R. Dalpozzo, A. De Nino, L. Maiuolo, M. Nardi, A. Procopio, A. Tagarelli, Synthesis, 2004, 496-498.


A chemoselective method for the cleavage of acetals and ketals at room temperature in wet nitromethane by using catalytic cerium(III) triflate at almost neutral pH is presented. High yields and selectivity make this procedure particularly attractive for multistep synthesis.
R. Dalpozzo, A. De Nino, L. Maiuolo, A. Procopio, A. Tagarelli, G. Sindona, G. Bartoli, J. Org. Chem., 2002, 67, 9093-9095.


A convenient deprotection of acyclic and cyclic O,O-acetals and O,O-ketals is achieved in excellent yields within minutes under neutral conditions in the presence of a catalytic amount of iodine. Double bonds, hydroxyl groups, acetate groups, and highly acid-sensitive groups such as furyl, tert-butyl ethers, and ketoximes are tolerated.
J. Sun, Y. Dong, L. Cao, X. Wang, S. Wang, Y. Hu, J. Org. Chem., 2004, 69, 8932-8934.


Perchloric acid adsorbed on silica gel is an extremely efficient, inexpensive, and reusable catalyst for the protection of aldehydes and ketones and the subsequent deprotection. Acetalization was mostly carried out under solvent-free conditions with trialkyl orthoformates, but weakly electrophilic carbonyl compounds and substrates that can coordinate with the catalyst, required the corresponding alcohol as solvent.
R. Kumar, D. Kumar, A. K. Chakraborti, Synthesis, 2007, 299-303.


The use of bismuth nitrate enables a chemoselective deprotection of acetals derived from ketones and conjugated aldehydes. The advantages of this method are the ease of work up, the observed selectivity and the use of a relatively nontoxic reagent that is easy to handle and is inexpensive.
K. J. Eash, M. S. Pulia, L. C. Wieland, R. S. Mohan, J. Org.
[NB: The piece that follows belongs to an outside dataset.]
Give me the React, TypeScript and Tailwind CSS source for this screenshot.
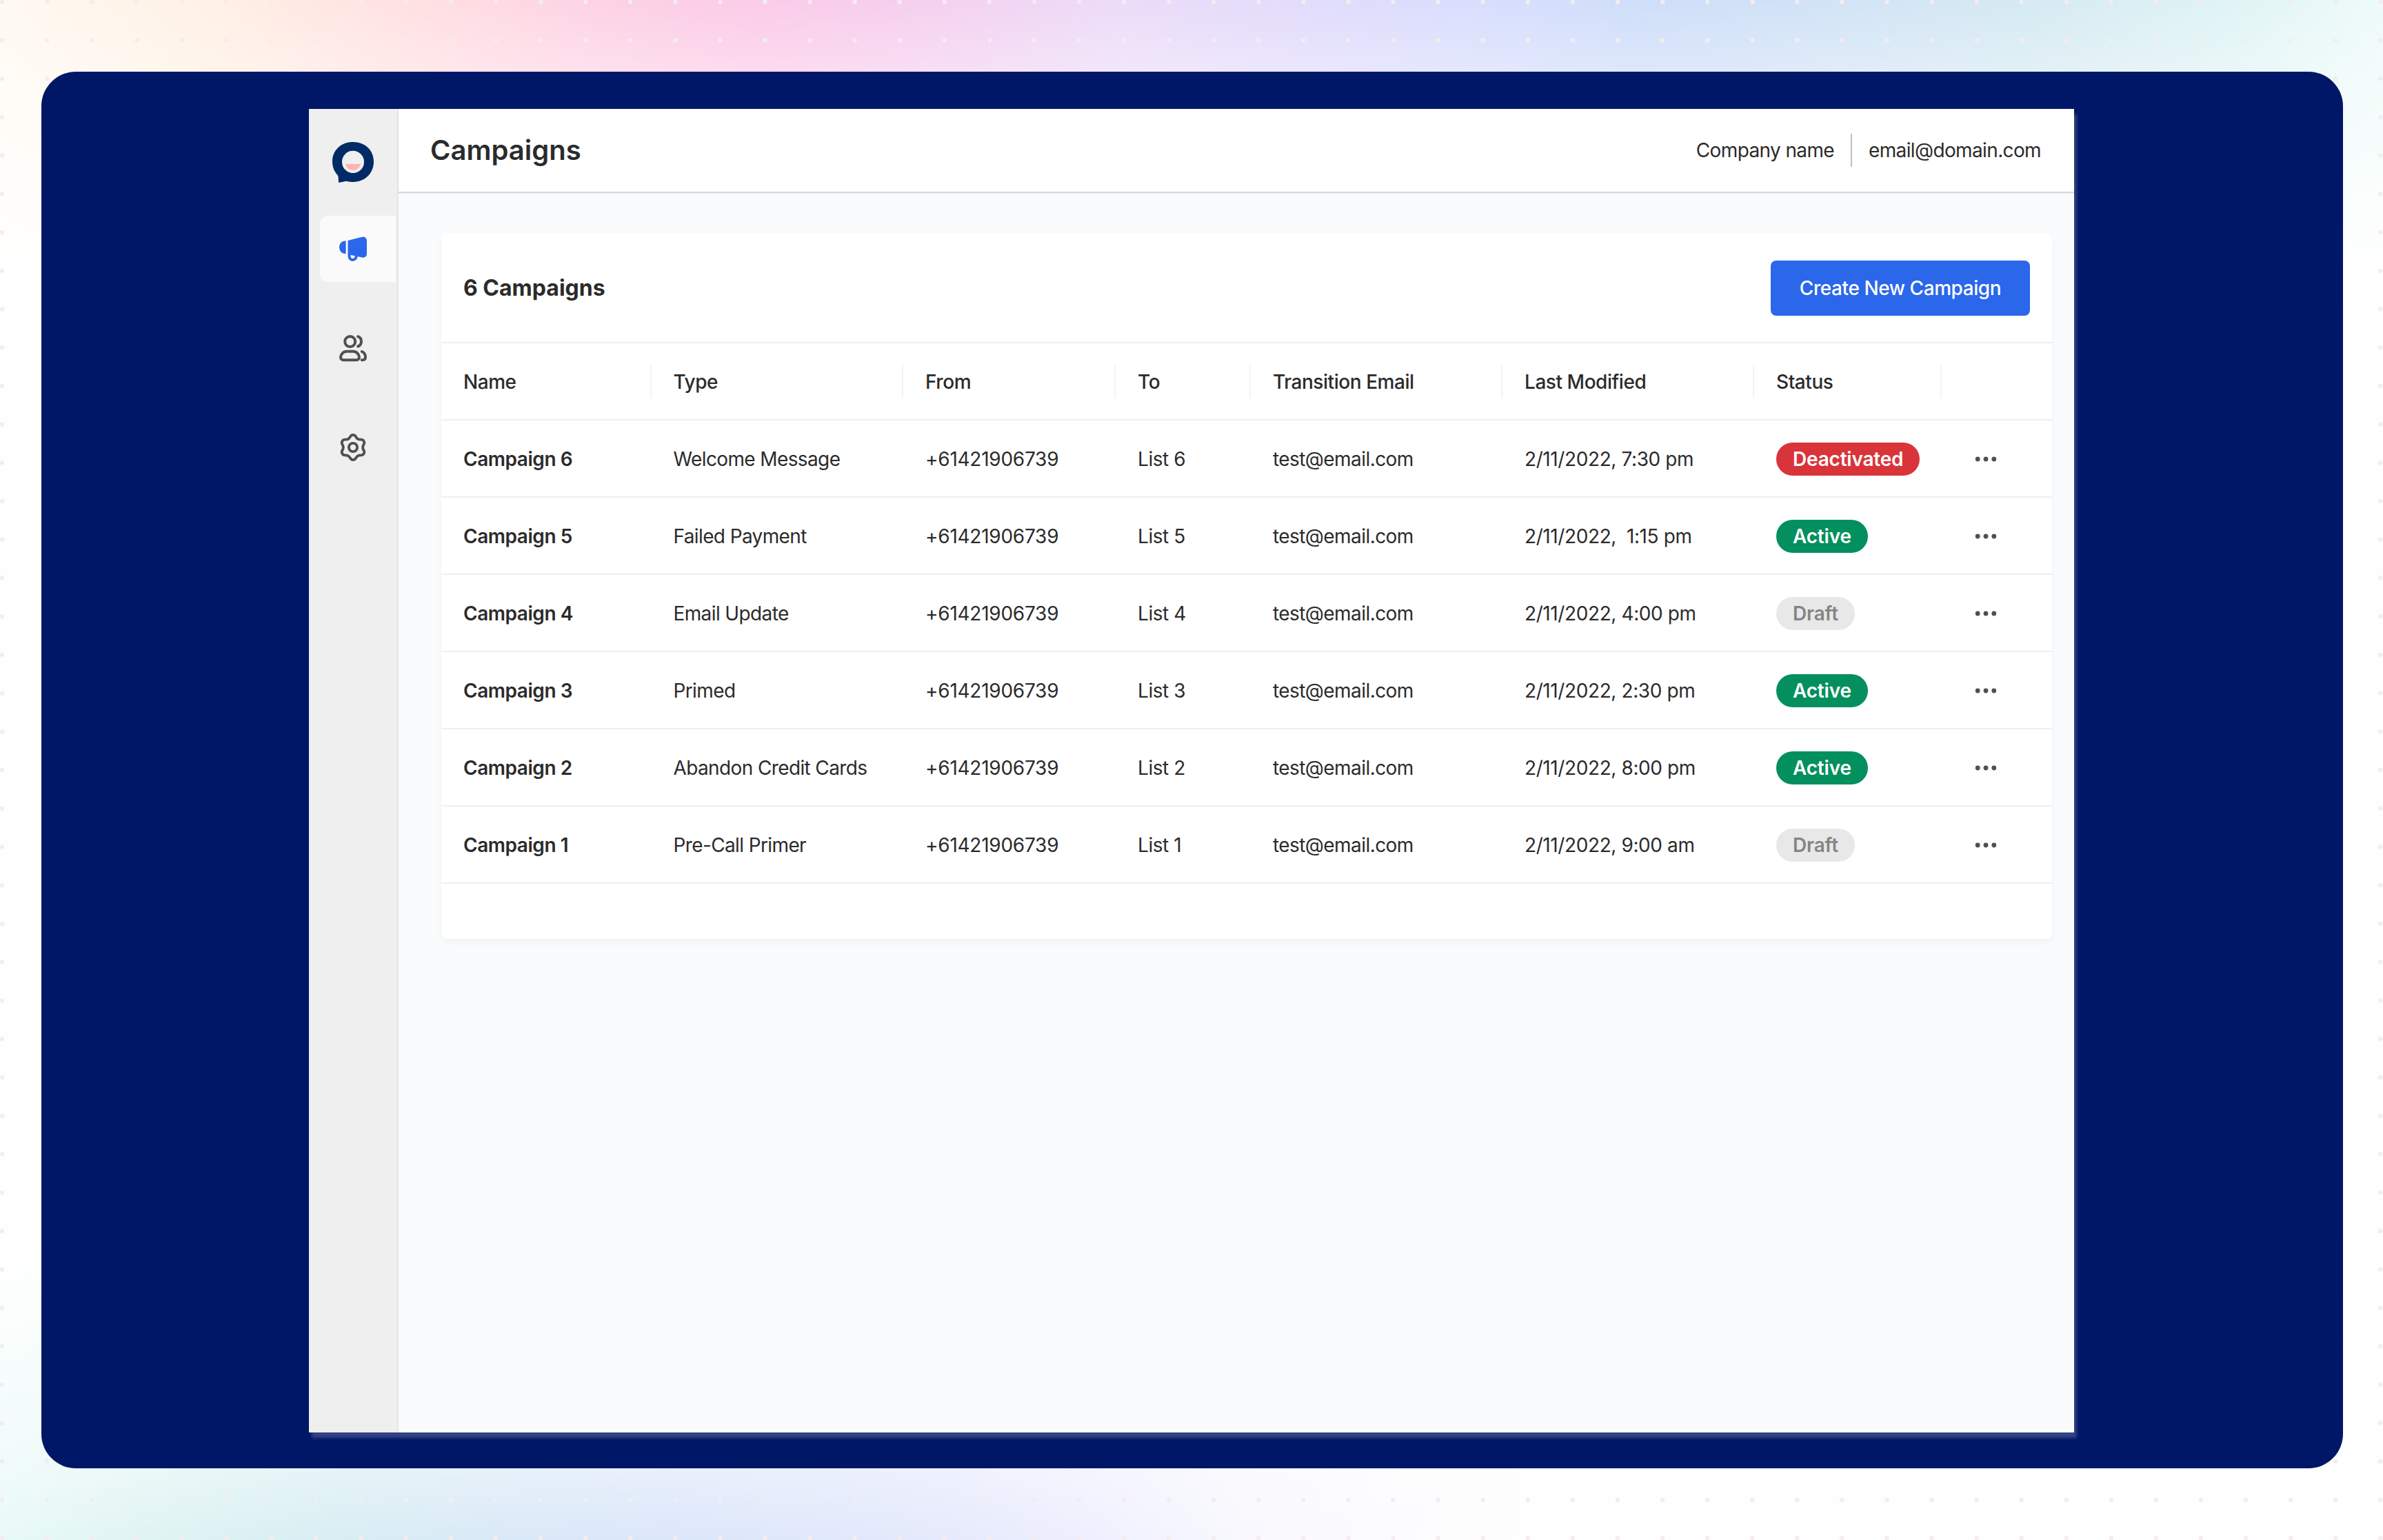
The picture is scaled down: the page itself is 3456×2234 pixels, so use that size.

Chem., 2000, 65, 8399-8341.


The combination of R3SiOTf/2,4,6-collidine promotes a highly discriminative and chemoselective transformation of acetals bearing different substitution patterns, different types of acetals, as well as mixed acetals.
R. Ohta, N. Matsumoto, Y. Ueyama, Y. Kuboki, H. Aoyama, K. Murai, M. Arisawa, T. Maegawa, H. Fujioka, J. Org. Chem., 2018, 83, 6432-6443.